The documentary film Two Sided Story tells of Parents Circle Families Forum, an organization in which bereaved family members of Palestinian and Israeli victims of violence meet to tell each other of the suffering they’ve experienced. The 18-year-old organization now has hundreds of members who are achieving reconciliation amidst the seemingly never-ending violence in Israel and the Palestinian territories.
In Two Sided Story, released in 2012, the dialogue among people on the different sides is sharp and frank. Reconciliation begins with talking with those you see as implicated in the murder of your son or daughter. But the dialogue is not without pain of its own.
“The only good Arab is a dead Arab,” one man says in the film. Over time, however, participants move to greater understanding of each other and even form friendships.
A 2009 report on Parents Circle produced by PBS’ Religion and Ethics Newsweekly focused on two men who formed a strong bond through the group and, at that time, had given more than 1,000 talks in Palestinian and Israeli schools urging children to seek peace in the country.

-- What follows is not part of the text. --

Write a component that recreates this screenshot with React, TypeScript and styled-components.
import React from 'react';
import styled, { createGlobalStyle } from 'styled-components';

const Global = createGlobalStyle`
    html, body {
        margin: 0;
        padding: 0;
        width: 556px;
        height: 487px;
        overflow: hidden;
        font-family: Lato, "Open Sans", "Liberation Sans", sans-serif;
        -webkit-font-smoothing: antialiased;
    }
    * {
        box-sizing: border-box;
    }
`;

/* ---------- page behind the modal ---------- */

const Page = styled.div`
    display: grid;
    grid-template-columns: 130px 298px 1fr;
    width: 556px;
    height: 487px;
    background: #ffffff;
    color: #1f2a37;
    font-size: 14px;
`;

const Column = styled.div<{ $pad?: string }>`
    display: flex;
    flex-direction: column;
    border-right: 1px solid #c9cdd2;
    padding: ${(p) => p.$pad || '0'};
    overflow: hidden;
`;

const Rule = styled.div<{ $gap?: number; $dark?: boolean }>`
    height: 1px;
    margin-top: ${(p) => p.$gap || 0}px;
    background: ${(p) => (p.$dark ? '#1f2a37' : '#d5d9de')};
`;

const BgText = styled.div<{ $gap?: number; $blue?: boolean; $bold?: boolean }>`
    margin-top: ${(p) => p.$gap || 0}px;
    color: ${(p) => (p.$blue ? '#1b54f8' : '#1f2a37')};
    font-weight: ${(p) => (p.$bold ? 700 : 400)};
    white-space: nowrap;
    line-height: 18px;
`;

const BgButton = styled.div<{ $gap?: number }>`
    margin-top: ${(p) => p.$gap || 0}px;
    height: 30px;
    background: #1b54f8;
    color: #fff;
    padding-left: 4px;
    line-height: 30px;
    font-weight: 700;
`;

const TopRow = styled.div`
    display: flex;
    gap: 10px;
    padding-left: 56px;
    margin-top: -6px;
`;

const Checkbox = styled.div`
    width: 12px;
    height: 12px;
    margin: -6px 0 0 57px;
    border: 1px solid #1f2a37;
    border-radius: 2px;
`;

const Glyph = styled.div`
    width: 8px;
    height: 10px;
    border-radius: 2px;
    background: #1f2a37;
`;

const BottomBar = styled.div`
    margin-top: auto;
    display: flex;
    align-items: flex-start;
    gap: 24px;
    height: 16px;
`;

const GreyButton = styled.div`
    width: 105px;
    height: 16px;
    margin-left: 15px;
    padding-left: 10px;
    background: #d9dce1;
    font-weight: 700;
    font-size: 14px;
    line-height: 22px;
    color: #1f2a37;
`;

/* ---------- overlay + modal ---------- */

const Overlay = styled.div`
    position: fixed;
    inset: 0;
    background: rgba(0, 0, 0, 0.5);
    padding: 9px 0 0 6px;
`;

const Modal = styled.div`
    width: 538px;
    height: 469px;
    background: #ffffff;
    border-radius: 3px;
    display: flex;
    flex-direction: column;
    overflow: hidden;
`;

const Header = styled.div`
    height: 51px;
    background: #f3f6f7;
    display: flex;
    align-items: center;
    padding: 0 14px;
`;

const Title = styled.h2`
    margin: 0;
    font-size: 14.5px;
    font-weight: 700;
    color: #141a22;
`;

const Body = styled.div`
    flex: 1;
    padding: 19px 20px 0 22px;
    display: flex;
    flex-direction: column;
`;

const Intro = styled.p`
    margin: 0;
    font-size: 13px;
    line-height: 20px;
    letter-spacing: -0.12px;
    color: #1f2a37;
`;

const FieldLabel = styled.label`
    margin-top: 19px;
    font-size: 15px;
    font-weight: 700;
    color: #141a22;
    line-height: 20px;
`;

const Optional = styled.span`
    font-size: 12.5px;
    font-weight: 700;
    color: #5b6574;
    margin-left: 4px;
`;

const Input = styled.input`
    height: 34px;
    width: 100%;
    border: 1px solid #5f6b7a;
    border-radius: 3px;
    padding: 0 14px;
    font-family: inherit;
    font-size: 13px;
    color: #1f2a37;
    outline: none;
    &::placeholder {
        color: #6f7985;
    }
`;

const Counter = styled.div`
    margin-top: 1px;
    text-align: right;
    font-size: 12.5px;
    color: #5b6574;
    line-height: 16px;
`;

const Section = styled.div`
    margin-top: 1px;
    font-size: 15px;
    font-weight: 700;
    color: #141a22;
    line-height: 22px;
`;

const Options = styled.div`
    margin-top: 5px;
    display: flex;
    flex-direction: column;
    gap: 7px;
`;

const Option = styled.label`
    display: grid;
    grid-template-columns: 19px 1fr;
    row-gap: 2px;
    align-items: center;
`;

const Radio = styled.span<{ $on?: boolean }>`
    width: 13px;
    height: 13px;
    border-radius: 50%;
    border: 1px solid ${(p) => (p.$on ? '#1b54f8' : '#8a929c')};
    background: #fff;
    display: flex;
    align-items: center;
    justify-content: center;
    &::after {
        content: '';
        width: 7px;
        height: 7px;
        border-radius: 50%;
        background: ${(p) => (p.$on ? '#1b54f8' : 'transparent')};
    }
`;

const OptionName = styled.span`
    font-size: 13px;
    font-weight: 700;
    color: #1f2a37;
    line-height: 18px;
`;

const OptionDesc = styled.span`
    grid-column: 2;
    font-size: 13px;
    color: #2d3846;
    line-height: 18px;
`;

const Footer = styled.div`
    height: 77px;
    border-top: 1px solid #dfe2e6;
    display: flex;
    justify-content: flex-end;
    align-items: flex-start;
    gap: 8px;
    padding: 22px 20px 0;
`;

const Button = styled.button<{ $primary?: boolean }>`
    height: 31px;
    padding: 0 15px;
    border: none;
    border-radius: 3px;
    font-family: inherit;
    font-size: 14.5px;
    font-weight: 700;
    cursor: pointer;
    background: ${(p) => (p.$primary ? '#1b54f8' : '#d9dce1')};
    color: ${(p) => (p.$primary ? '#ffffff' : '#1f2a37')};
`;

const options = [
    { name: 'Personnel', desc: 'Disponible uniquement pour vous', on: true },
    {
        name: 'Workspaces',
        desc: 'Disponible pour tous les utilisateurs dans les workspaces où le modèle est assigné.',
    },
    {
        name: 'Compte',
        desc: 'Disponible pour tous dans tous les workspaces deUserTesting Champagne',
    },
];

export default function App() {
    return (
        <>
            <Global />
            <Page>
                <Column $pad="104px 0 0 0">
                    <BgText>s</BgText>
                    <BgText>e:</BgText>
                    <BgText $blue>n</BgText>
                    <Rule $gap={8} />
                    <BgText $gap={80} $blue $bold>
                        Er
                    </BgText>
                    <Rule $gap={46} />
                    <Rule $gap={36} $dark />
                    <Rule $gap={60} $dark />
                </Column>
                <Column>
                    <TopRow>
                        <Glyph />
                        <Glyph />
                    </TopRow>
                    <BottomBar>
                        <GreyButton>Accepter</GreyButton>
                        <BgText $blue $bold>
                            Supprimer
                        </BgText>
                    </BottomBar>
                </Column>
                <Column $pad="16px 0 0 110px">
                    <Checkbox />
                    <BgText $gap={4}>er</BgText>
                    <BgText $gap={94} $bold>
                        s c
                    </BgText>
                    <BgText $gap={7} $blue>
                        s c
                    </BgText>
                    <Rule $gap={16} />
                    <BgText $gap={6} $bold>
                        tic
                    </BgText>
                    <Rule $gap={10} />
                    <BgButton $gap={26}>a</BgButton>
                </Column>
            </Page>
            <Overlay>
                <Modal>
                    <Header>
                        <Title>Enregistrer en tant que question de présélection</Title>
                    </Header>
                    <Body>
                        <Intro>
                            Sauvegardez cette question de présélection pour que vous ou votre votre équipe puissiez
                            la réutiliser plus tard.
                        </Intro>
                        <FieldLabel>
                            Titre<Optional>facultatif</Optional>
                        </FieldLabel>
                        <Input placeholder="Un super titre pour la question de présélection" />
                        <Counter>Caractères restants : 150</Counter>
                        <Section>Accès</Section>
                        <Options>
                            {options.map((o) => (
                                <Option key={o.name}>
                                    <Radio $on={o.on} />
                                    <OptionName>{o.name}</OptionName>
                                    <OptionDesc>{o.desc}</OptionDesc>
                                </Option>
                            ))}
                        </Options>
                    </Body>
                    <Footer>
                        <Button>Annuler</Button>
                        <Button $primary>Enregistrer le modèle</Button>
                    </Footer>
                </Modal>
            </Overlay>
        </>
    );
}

Rami Elhanan’s 14-year-old daughter Smadar was killed by two suicide bombers when she was going to buy books at the start of the 1997 school year. Maren Faraj’s 62-year-old father was shot by Israeli soldiers outside the Church of the Nativity in Bethlehem in 2002 when he was returning home from buying groceries.
Faraj said when he came to his first Parents Circle meeting at which Elhanan was to talk, he told him, “What do you know about suffering and pain? You just live in Jerusalem. You are Israeli; you are the occupier; you are everything.” Then he listened and “I found out, whoa, it’s the same pain.”
Elhanan said when he attended his first meeting, he was shocked to see bereaved Palestinians. “It was the first time ever in my life that I met Palestinians as human beings after so many years of demonizing each other.”
When Elhanan and Faraj began to give talks in schools, they found disbelief among the students at the thought of Israelis and Palestinians ever becoming friends. They also found that the biggest threat to their own personal safety comes from people on their own side who view them as traitors.
Parents Circle is a sign that hatred does not have to exist, that reconciliation is not an empty word and that ultimately Blessed John Paul II’s words “Never again war” can be realized if centuries-old enmities are broken down through open dialogue.
The human person is built not for war, for isolation and for prejudice, but rather for solidarity. Solidarity begins with hearing of the suffering of the stranger. Said Elhanan: “It’s not our destiny to keep on killing each other, and we can stop it by talking to one another – it’s that simple.”